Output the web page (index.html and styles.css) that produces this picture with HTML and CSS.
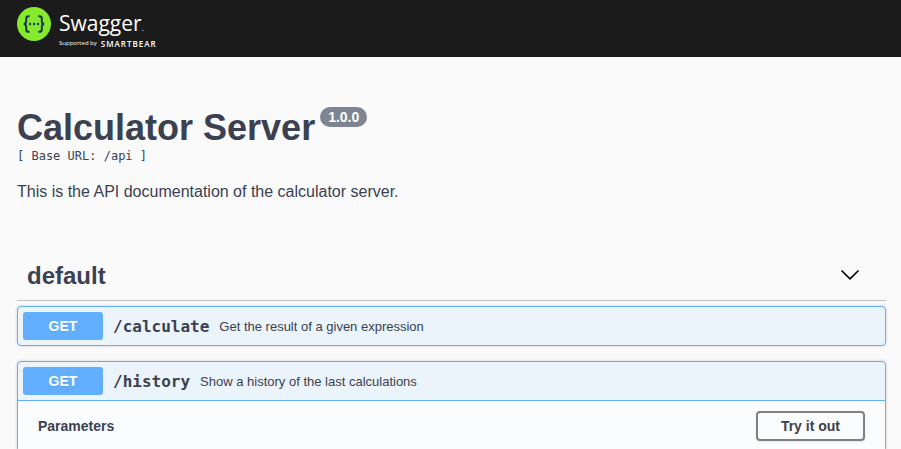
FILE: index.html
```html
<!DOCTYPE html>
<html lang="en">
<head>
<meta charset="utf-8">
<meta name="viewport" content="width=device-width, initial-scale=1">
<title>Swagger UI</title>
<link rel="stylesheet" href="styles.css">
</head>
<body>
<header class="topbar">
  <a class="brand" href="#">
    <svg class="brand-mark" viewBox="0 0 34 34" aria-hidden="true">
      <circle cx="17" cy="17" r="17" fill="#85ea2d"/>
      <g fill="none" stroke="#173647" stroke-width="2">
        <path d="M12.6 9.2h-.8c-2 0-2.6.8-2.6 2.4v2.6c0 1.7-.6 2.7-2.4 2.8 1.8.1 2.4 1.1 2.4 2.8v2.6c0 1.6.6 2.4 2.6 2.4h.8"/>
        <path d="M21.4 9.2h.8c2 0 2.6.8 2.6 2.4v2.6c0 1.7.6 2.7 2.4 2.8-1.8.1-2.4 1.1-2.4 2.8v2.6c0 1.6-.6 2.4-2.6 2.4h-.8"/>
      </g>
      <g fill="#173647">
        <circle cx="13" cy="17" r="1.2"/>
        <circle cx="17" cy="17" r="1.2"/>
        <circle cx="21" cy="17" r="1.2"/>
      </g>
    </svg>
    <span class="brand-text">
      <span class="brand-name">Swagger<span class="brand-dot">.</span></span>
      <span class="brand-support">Supported by <strong>SMARTBEAR</strong></span>
    </span>
  </a>
</header>
<main class="page">
  <section class="info">
    <h1 class="title">Calculator Server <span class="version">1.0.0</span></h1>
    <p class="base-url">[ Base URL: /api ]</p>
    <p class="description">This is the API documentation of the calculator server.</p>
  </section>
  <section class="tag">
    <div class="tag-header">
      <h2 class="tag-name">default</h2>
      <button class="toggle" type="button" aria-label="Collapse operations">
        <svg viewBox="0 0 20 20" aria-hidden="true"><path d="M1.5 4.5 10 12.8l8.500-8.300" fill="none" stroke="#000" stroke-width="1.6"/></svg>
      </button>
    </div>
    <article class="operation">
      <button class="summary" type="button">
        <span class="method">GET</span>
        <span class="path">/calculate</span>
        <span class="summary-text">Get the result of a given expression</span>
      </button>
    </article>
    <article class="operation open">
      <button class="summary" type="button">
        <span class="method">GET</span>
        <span class="path">/history</span>
        <span class="summary-text">Show a history of the last calculations</span>
      </button>
      <div class="section-header">
        <h3 class="section-title">Parameters</h3>
        <button class="try-out" type="button">Try it out</button>
      </div>
    </article>
  </section>
</main>
</body>
</html>
```
FILE: styles.css
```css
* { box-sizing: border-box; }

body {
  margin: 0;
  background: #fafafa;
  color: #3b4151;
  font-family: "Liberation Sans", Arial, sans-serif;
}

/* The page scrolls without showing a scrollbar. */
html { scrollbar-width: none; }

h1, h2, h3, p { margin: 0; }

.topbar {
  display: flex;
  padding: 7px 17px 8px;
  background: #1b1b1b;
}

.brand {
  display: flex;
  gap: 8px;
  color: #fff;
  text-decoration: none;
  font-family: "Open Sans", sans-serif;
}

.brand-mark { width: 34px; height: 34px; }

.brand-text { display: flex; flex-direction: column; gap: 3px; padding-top: 4px; }

.brand-name { font-size: 21px; font-weight: 400; line-height: 24px; }

.brand-dot { font-size: 8px; line-height: 8px; }

.brand-support {
  display: flex;
  align-items: center;
  gap: 4px;
  font-size: 6px;
  line-height: 11px;
}

.brand-support strong { font-size: 8px; font-weight: 600; letter-spacing: 1px; }

.page { padding: 0 15px 0 17px; }

.info { padding: 49px 0; }

.title {
  display: flex;
  align-items: flex-start;
  gap: 5px;
  font-size: 36px;
  line-height: 44px;
}

.version {
  margin-top: 1px;
  padding: 2px 8px;
  border-radius: 10px;
  background: #7d8492;
  color: #fff;
  font-size: 14px;
  line-height: 16px;
}

.base-url {
  font-family: "DejaVu Sans Mono", monospace;
  font-size: 12px;
  line-height: 12px;
}

.description { margin-top: 20px; font-size: 16px; line-height: 20px; }

.tag-header {
  display: flex;
  align-items: center;
  justify-content: space-between;
  padding: 10px 26px 9px 10px;
  margin-bottom: 5px;
  border-bottom: 1px solid rgba(59, 65, 81, 0.3);
}

.tag-name { font-size: 24px; line-height: 30px; }

.toggle { padding: 0; border: 0; background: none; }

.toggle svg { display: block; width: 20px; height: 20px; }

.operation {
  margin-bottom: 15px;
  border: 1px solid #61affe;
  border-radius: 4px;
  background: #ebf3fb;
  box-shadow: 0 0 3px rgba(0, 0, 0, 0.19);
}

.summary {
  display: flex;
  align-items: center;
  width: 100%;
  padding: 5px;
  border: 0;
  background: none;
  color: inherit;
  font-family: inherit;
  text-align: left;
}

.open .summary { border-bottom: 1px solid #61affe; }

.method {
  width: 80px;
  border-radius: 3px;
  background: #61affe;
  color: #fff;
  font-size: 14px;
  font-weight: 700;
  line-height: 28px;
  text-align: center;
  text-shadow: 0 1px 0 rgba(0, 0, 0, 0.1);
}

.path {
  padding: 0 10px;
  font-family: "DejaVu Sans Mono", monospace;
  font-size: 16px;
  font-weight: 700;
}

.summary-text { font-size: 13px; }

.section-header {
  display: flex;
  align-items: center;
  justify-content: space-between;
  padding: 10px 20px;
  background: #fbfcfe;
}

.section-title { font-size: 14px; }

.try-out {
  padding: 5px 23px;
  border: 2px solid #808080;
  border-radius: 4px;
  background: transparent;
  box-shadow: 0 1px 2px rgba(0, 0, 0, 0.1);
  color: inherit;
  font-family: inherit;
  font-size: 14px;
  font-weight: 700;
  line-height: 16px;
}
```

^^^^^^^^^^^^^^^^

DIRECTIONS: Show all lines above holding "page".

OUTPUT FOR THIS TASK:
Output the web page (index.html and styles.css) that produces this picture with HTML and CSS.
<main class="page">
/* The page scrolls without showing a scrollbar. */
.page { padding: 0 15px 0 17px; }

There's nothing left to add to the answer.